Le fait qui se présente le premier, parce qu'il est à chaque instant près de nous, est celui des musiciens et des peintres, qui, les uns dans un concert et les autres dans un tableau, démêlent tant de sons et de formes, tant d'impressions et d'objets, qui se confondent et s'évanouissent pour ceux dont [11] l’ouïe et la vue ne sont pas si exercées et si savantes. Des voyageurs assurent que des Hottentots, du haut des rochers du cap de Bonne-Espérance, découvrent à l'œil nu, dans l'immensité de l'Océan, des vaisseaux que les Européens peuvent à peine apercevoir avec le télescope. Il est bien plus difficile de distinguer un grand nombre de parfums et d'odeurs, qu'un grand nombre de corps et de sons : cependant ceux qui recueillent les phénomènes de la nature et de l'art, parlent d'un Indien qui s'était tellement exercé à discerner et à connaître les différentes exhalations des fleurs et des plantes, qu'il les discernait encore alors même qu'elles étaient mêlées et confondues dans un sachet. Vous savez, et vous y pensez peut-être avant que je vous en parle, vous savez quelle étendue, quelle finesse, quelle sagacité presque miraculeuse, l'organe du tact acquiert dans les infortunés que la nature ou des accidents ont privés de l'organe de la vue : enfin, citoyens, puisque tout ce qui sert à la recherche de la vérité, s'ennoblit et devient important, je ne craindrai pas de vous rappeler combien ces hommes qui mettent leur bonheur dans les jouissances de la table, et leurs talents à distinguer un plat d'un autre, combien les Apicius anciens et modernes distinguent et assignent de différences de goût et de saveurs entre une perche d'un certain lac et d'un certain fleuve, et les perches de tous les autres fleuves et de tous les autres lacs; entre un flacon de vin d'un crû célèbre, et un autre flacon de vin du même crû. Que de sensations perdues pour nous, mangeurs vulgaires, dit à ce sujet Montesquieu !

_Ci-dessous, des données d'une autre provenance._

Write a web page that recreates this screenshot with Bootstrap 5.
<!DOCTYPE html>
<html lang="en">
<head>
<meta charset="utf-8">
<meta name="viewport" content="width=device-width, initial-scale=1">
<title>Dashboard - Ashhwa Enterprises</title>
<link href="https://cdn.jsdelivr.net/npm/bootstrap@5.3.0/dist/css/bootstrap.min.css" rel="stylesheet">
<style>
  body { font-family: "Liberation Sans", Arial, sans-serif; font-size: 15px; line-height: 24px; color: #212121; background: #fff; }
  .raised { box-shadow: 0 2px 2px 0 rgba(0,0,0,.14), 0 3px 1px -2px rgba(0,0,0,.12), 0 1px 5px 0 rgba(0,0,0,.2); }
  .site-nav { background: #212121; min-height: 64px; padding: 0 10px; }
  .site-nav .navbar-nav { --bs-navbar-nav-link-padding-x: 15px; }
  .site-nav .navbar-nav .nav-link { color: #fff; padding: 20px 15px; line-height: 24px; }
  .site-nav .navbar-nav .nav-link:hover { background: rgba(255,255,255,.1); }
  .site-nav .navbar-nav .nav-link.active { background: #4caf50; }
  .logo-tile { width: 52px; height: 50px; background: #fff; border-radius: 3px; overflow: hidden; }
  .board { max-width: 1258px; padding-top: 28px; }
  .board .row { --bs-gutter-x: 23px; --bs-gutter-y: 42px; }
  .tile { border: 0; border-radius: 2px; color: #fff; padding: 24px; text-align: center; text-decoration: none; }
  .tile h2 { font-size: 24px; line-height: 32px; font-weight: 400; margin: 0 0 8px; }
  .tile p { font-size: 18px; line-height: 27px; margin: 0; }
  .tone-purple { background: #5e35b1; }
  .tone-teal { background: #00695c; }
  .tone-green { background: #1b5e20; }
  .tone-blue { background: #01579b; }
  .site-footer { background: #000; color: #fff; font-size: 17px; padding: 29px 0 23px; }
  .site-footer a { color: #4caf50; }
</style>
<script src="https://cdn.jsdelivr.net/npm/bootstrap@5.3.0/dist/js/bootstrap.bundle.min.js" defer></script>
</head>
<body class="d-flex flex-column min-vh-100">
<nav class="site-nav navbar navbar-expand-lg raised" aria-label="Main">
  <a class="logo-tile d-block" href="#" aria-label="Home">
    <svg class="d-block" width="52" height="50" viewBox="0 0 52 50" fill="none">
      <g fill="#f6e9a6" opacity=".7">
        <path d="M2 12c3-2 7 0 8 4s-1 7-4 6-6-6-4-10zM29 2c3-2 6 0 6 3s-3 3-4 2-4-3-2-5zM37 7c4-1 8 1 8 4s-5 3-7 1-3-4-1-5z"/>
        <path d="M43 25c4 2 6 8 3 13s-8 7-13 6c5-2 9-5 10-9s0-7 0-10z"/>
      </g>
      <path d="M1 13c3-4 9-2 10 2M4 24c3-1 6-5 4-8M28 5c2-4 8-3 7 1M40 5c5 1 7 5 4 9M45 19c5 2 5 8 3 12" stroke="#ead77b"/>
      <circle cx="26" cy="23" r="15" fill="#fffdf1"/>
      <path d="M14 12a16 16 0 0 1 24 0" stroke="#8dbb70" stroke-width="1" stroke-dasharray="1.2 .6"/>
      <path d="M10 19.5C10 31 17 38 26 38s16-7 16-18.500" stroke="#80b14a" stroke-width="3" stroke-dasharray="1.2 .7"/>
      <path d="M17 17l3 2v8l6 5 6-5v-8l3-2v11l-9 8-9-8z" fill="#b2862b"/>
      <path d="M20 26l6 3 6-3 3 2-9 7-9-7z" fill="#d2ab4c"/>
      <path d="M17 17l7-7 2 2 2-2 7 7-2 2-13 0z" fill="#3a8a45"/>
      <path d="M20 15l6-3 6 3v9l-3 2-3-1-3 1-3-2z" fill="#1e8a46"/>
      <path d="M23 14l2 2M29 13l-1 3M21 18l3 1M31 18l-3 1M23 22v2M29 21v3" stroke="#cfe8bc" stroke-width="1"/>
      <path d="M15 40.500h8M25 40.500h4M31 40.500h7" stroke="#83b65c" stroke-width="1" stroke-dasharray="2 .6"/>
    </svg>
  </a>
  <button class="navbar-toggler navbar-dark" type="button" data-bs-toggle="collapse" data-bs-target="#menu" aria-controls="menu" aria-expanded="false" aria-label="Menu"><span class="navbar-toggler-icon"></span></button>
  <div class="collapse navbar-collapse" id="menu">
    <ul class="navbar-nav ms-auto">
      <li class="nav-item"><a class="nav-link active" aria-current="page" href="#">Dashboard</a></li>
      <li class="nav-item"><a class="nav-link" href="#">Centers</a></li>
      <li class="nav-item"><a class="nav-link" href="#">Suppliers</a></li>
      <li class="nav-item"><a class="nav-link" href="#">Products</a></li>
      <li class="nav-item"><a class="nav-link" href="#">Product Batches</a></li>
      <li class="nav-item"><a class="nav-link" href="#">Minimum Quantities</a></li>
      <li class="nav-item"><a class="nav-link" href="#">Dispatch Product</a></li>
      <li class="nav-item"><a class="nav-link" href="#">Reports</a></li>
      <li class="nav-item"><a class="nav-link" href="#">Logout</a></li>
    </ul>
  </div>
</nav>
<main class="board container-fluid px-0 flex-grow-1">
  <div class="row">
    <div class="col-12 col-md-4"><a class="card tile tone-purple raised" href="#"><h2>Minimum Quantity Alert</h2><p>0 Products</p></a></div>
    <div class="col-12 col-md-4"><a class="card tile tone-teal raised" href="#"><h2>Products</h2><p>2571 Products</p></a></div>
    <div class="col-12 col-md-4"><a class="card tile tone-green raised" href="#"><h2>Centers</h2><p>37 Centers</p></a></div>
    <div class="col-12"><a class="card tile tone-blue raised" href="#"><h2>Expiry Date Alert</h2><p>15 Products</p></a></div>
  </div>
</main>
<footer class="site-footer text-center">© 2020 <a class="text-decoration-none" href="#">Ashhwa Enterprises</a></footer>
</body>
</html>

[12] De tous ces faits rapprochés et considérés, il en résulte qu'il n'est pas un seul des organes de nos sens, qui dans de certaines circonstances et avec un certain exercice, ne puisse acquérir une étendue, une délicatesse et une justesse de perception qui nous paraissent des prodiges presque incroyables, lorsque nous les comparons à ce que peuvent communément dans l'homme ces mêmes organes : de ce résultat on est autorisé à aller à un autre; c'est qu'en se plaçant dans des circonstances analogues, et en se livrant à des exercices de même genre, on pourrait rendre ordinaire dans l'homme cette perfection extraordinaire de ces organes ; c'est qu'enfin on pourrait faire de l'art que quelques hommes pratiquent comme à leur insu, un art que l'espèce humaine pratiquerait sur une théorie raisonnée et évidente.

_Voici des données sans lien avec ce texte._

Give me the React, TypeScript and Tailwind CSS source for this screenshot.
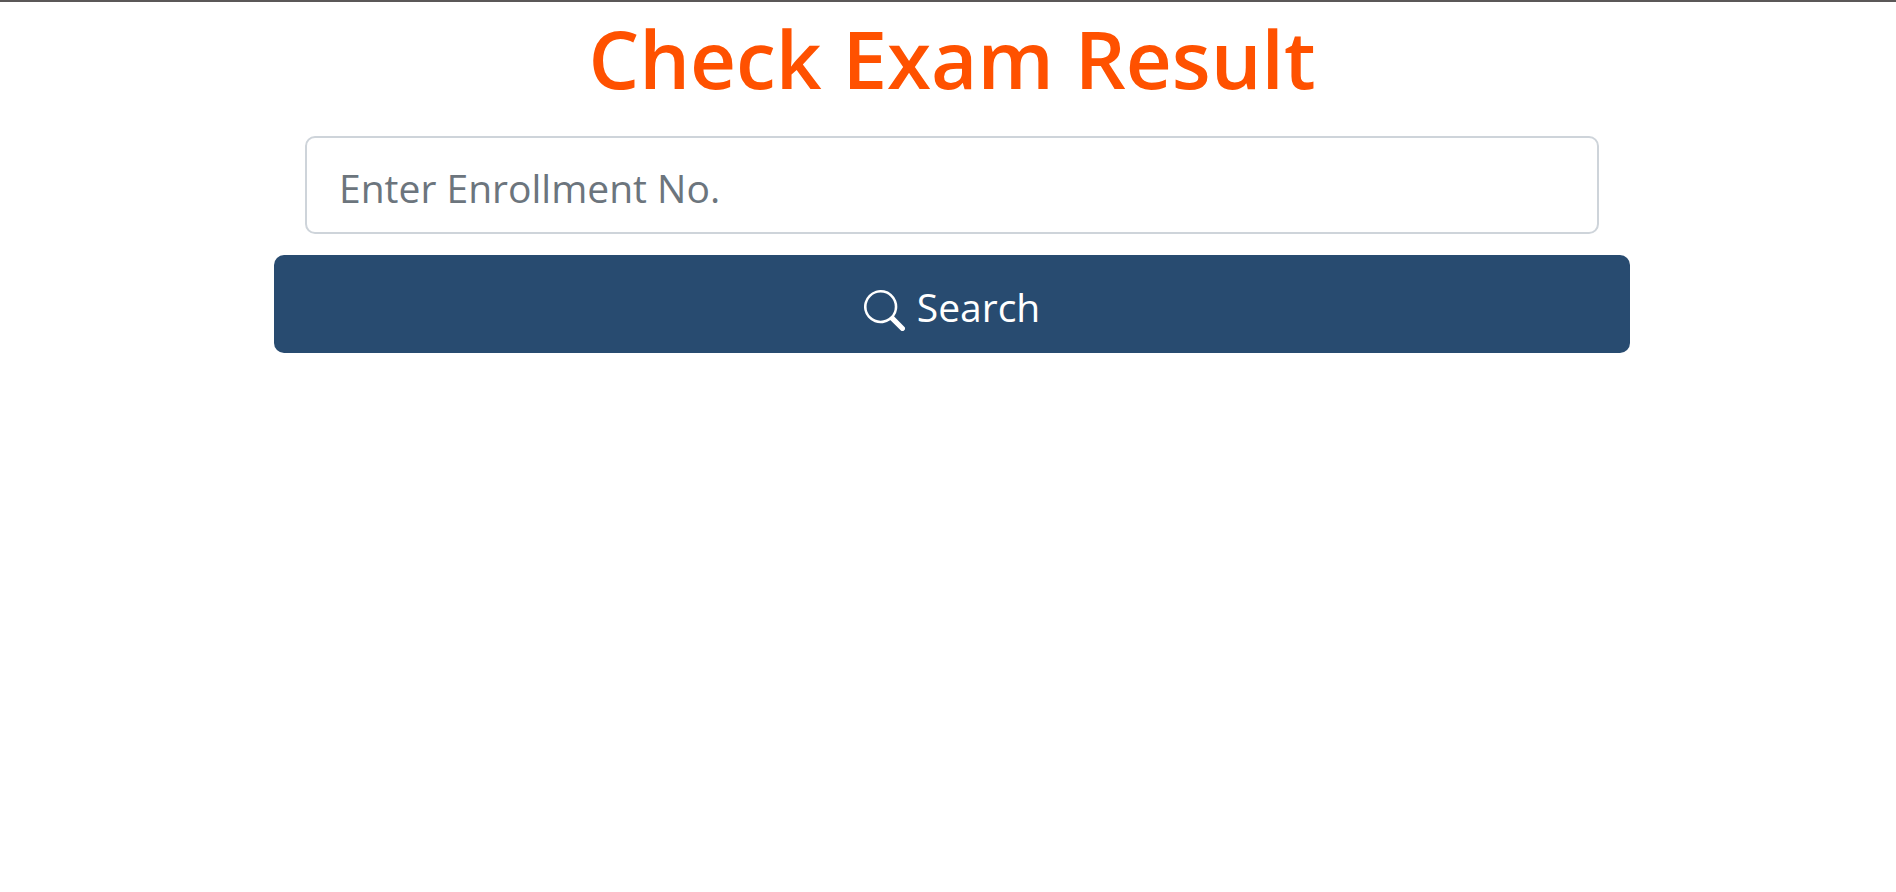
import { useState } from "react";
import type { FormEvent } from "react";
import { BsSearch } from "react-icons/bs";

export default function App() {
  const [enrollmentNo, setEnrollmentNo] = useState("");

  const handleSubmit = (e: FormEvent) => {
    e.preventDefault();
  };

  return (
    <div className="min-h-screen border-t-2 border-[#5b5858] bg-white pl-2 font-['Open_Sans',sans-serif]">
      <main className="mx-auto w-full max-w-[1356px]">
        <h1 className="pt-1.5 pb-2.5 text-center text-[80px] leading-[100px] font-semibold text-[#ff5100]">
          Check Exam Result
        </h1>
        <form onSubmit={handleSubmit} className="mt-[18px] flex flex-col">
          <div className="flex px-[31px]">
            <input
              type="text"
              aria-label="Enrollment number"
              placeholder="Enter Enrollment No."
              value={enrollmentNo}
              onChange={(e) => setEnrollmentNo(e.target.value)}
              className="h-[98px] w-full rounded-[10px] border-2 border-[#ced4da] px-8 pt-1 text-[39px] text-[#212529] outline-none placeholder:text-[#6c757d]"
            />
          </div>
          <button
            type="submit"
            className="mt-[21px] flex h-[98px] w-full cursor-pointer items-center justify-center gap-3 rounded-[10px] bg-[#284b70] pt-2.5 pb-1 text-[39px] leading-[60px] text-white"
          >
            <BsSearch className="mt-1.5 size-[41px]" />
            Search
          </button>
        </form>
      </main>
    </div>
  );
}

Je tenterai de trouver les premiers éléments et les premières règles de cet art, qui rendrait plus vastes, plus profondes, plus pures et plus claires, toutes les sources où l'esprit humain puise ses conceptions.

[De linstrument de la sensibilité]

A côté de cet art, il est possible, peut-être, d'en placer un autre qui en serait comme une partie, comme un appendice, et qui ajouterait infiniment à la beauté et à l'utilité de l'art tout entier. Les organes de nos sens sont comme des instruments, dont nous pouvons apprendre à nous servir avec plus ou moins d'habileté ; mais ce n'est pas seulement l'art de se servir des organes des sens, c'est la sensibilité elle-même qui paraît différer d'un homme à un homme, et dans le même homme, d'un instant à un autre instant. [13] Et c'est ici qu'on découvre une autre puissance de l'homme, à peine aperçue et entièrement négligée : l'homme peut agir sur sa sensibilité, pour l'éveiller ou pour l'assoupir, pour la tempérer ou pour la rendre plus active et plus ardente : c'est un instrument, en quelque sorte, qu'il peut, avant d'en jouer, monter ou descendre à tel ton. Le choix de l'air qu'il respire, des aspects sous lesquels il reçoit les rayons du soleil, des aliments dont il se nourrit, des liqueurs qu'il fait circuler dans ses veines et jusques dans les filtres de son cerveau ; tels sont les agents connus et naturels, avec lesquels l'homme peut monter à des tons différents, l'instrument de sa sensibilité. Une tasse de café ne donne pas du génie ; mais elle donne au génie le mouvement, avec lequel il va produire et créer. Ce fait, et quelques autres du même genre, sont connus : ils ont été mal appréciés : on a donné à leurs résultats trop ou trop peu d'étendue; les uns ont nié ces phénomènes de la nature ; les autres ont voulu en faire des phénomènes surnaturels. J'irai à la recherche de faits plus nombreux et plus variés que ceux qu'on a cités et répétés : car, c'est en enrichissant la collection des faits, qu'on acquiert, et le moyen de les vérifier les uns par les autres, et le moyen de déterminer l'étendue et la borne de leurs résultats.